Cosmos Factory

伊那谷の境界域から見えること、思ったことを遺します

観光客

2008-04-25 12:40:28 | 農村環境
 「あなろぐちっく」さんのページでこんなことが紹介されていた。

〝木曽のお気に入りの温泉に行こうということになり、家族で出かけた。その途中に国道から見下ろしたら立派な枝垂桜が見えた。関西の観光バスが何台かと、県外ナンバーの車が何台か停まっていた。ツアーガイドのお兄さんが大きな声で、「あと10分で出発です。お墓には絶対入らないでくださいね~。(中略)地元の農家のおじさんが一輪車を押しながら通りがかって、写真撮影している人に声をかけた。「看板に書いてあるでしょ。お墓に入らないでね。」(中略)写真を撮ってた人は、それに対して小馬鹿にしたような言葉を返した。撮られてる人も撮影が終わるまで墓を出ることはなかった。その人が撮り終わるとまた次の観光客が墓に入って記念撮影。〟

というものである。続いてこんなことも書かれている。観光客が山に入って山菜をビニール袋いっぱいに採っている。私有地だから採らないでもらいたいのたが、よくちまたに見られる「入山禁止」という立て札をしても採られてしまう。「都会の人は山は公共のものと思っている人が多い」のではないか、という。そのくらい解っている人たちだと思っていると大間違いである。

 極論と言われてしまうかもしれないが、田舎を売り物にして観光客を呼び込めば、少なからずというかかなりの割合でそんな観光客ばかりとなる。
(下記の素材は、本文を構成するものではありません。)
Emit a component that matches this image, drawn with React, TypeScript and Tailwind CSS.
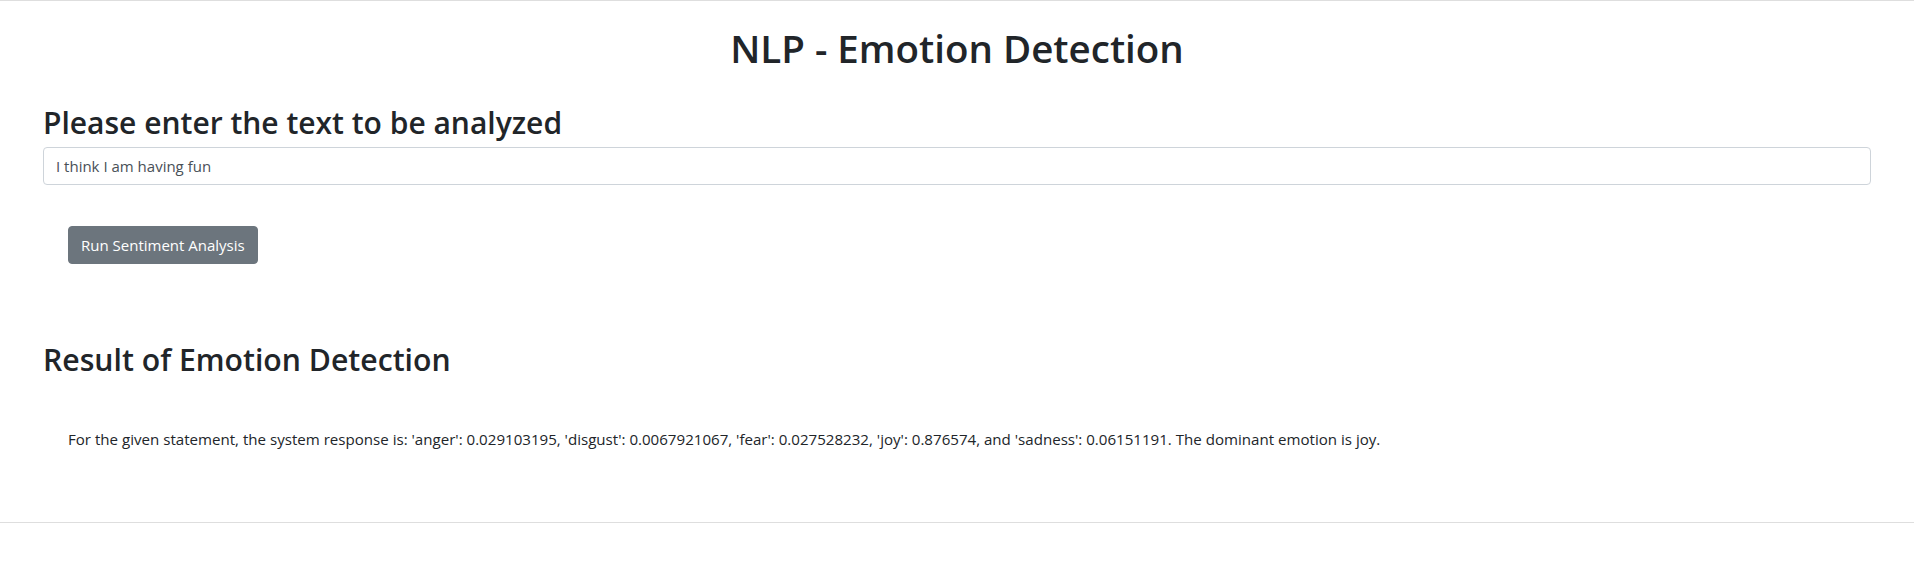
import React from "react";

const RESULT_TEXT =
  "For the given statement, the system response is: 'anger': 0.029103195, 'disgust': 0.0067921067, 'fear': 0.027528232, 'joy': 0.876574, and 'sadness': 0.06151191. The dominant emotion is joy.";

export default function App() {
  const [text, setText] = React.useState("I think I am having fun");

  return (
    <div className="min-h-screen bg-white font-['Open_Sans',sans-serif] text-[#212529]">
      <hr className="border-0 border-t border-[#dedede]" />

      {/* Заголовок */}
      <h1 className="mt-[23px] text-center text-[38.5px] leading-[48px] font-semibold">NLP - Emotion Detection</h1>

      <div className="px-[43px]">
        <h2 className="mt-[32px] mb-[5px] text-[30px] leading-[38px] font-semibold">Please enter the text to be analyzed</h2>
        <input
          type="text"
          value={text}
          onChange={(e) => setText(e.target.value)}
          className="block h-[38px] w-full rounded-[4px] border border-[#ced4da] bg-white px-3 text-[15px] text-[#495057] outline-none"
        />

        <div className="mt-[41px] pl-[25px]">
          <button
            type="button"
            className="h-[38px] rounded-[4px] border border-[#6c757d] bg-[#6c757d] px-3 text-[15px] text-white"
          >
            Run Sentiment Analysis
          </button>
        </div>

        <h2 className="mt-[77px] text-[30.2px] leading-[38px] font-semibold">Result of Emotion Detection</h2>
        <p className="mt-[50px] pl-[25px] text-[15.1px] leading-[21px]">{RESULT_TEXT}</p>
      </div>

      <hr className="mt-[72px] border-0 border-t border-[#dedede]" />
    </div>
  );
}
例えば温泉地とかスキー場、あるいは軽井沢といったまさにかつての「観光地」ならともかく、田舎ならごくありきたりの風景を売りにしようとしたら、こんなものなのだ。そして実はそうした観光で誘客しようという動きが強い。「観光地」らしい観光地ではなく、ふつうの農村地帯が、実はすでになくなりつつある風景であると認識されているから、そんな素朴さを求めるのだろうが、そんなカネのかかっていない観光地は、山や海といった対象と変わらず、自然は公のものという感覚が強いだろう。したがって、こんなことはごくふつうにあちこちにある問題なのだが、文句も言えずに泣き寝入りしている人たちも多いだろう。ところが地方の人間は、まだまだ昔の人間関係を知っているから、そんなことで文句を言ってはいけない、という感覚が少なからずある。これも世代が変わるごとに変化していくことで、そのうちにそんなに簡単に地方の空間を謳歌できない時代がやってくるに違いない。ようは農村空間そのものがカネで左右されることになる。観光客の横暴も「今のうち」というところかもしれない。そうした観光を推し進めようとしているのだからどうにもならない。
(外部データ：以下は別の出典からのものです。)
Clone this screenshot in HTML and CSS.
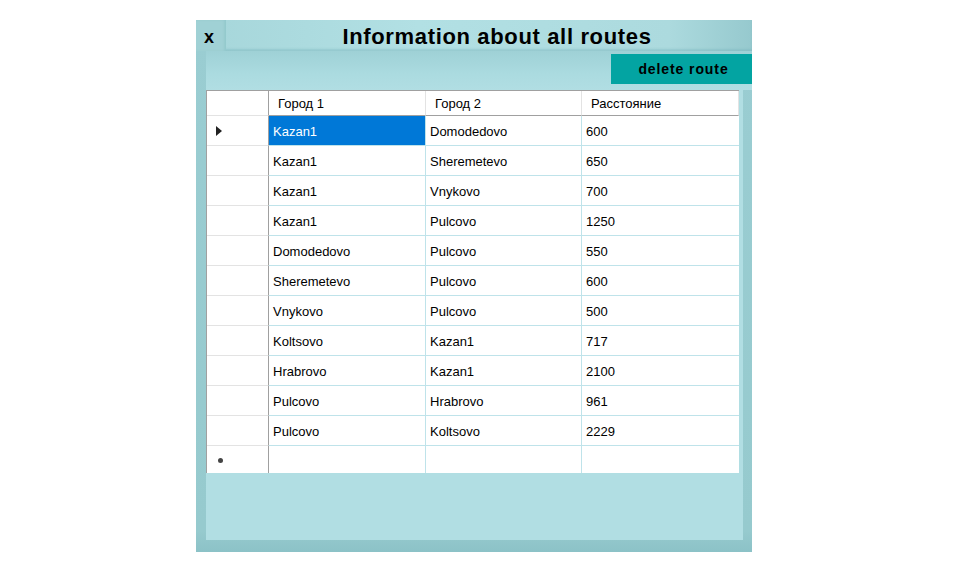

 昨年も触れたことかもしれないが、喬木村の氏乗というところの学校跡地に枝垂れ桜の木がある。見事な花を咲かせるのだが、近年この桜を目当てに観光バスもやってくるという。地域でもそれを喜んではいるのだが、写真を撮ろうとする人たちから「あのフェンスが良くない」などとクレームがつくという。よそ者には好き勝手な言い分である。桜の木が有名になると、環境整備をしようという動きが上がる。例えば最近では高遠町勝間の枝垂れ桜の周辺に、木製ガードレールが設置されたという新聞報道をみた。不思議なもので、よそ者のために、地元の人たちがカネを使う。もちろん、観光客誘致とか地域活性化が主旨となれば、カネは使っても元が取れるということもあるのだろうが、どうも納得いかない。

 冒頭のお墓に入るという話も、程度ものなのだろう。先日ある寺の参道を歩いていて、きれいな桜が咲いていたので写真に納めようと墓地に入った。もちろん無断で入っているわけだが、世の中無断で人の土地に入るなどということは頻繁にある。とくに家が密集しているマチならともかく、農村地帯ではごくふつうのことである。それを叱られたことも何度もある。しかし、それを完璧に道理にあわせていたら、おそらく地方の観光などたちゆかない。観光客がどっと押し寄せるような環境になるから、それによる問題が大きくなる。善悪をはっきりさせようとするこの世の中には、ちょうど似合った話題かもしれない。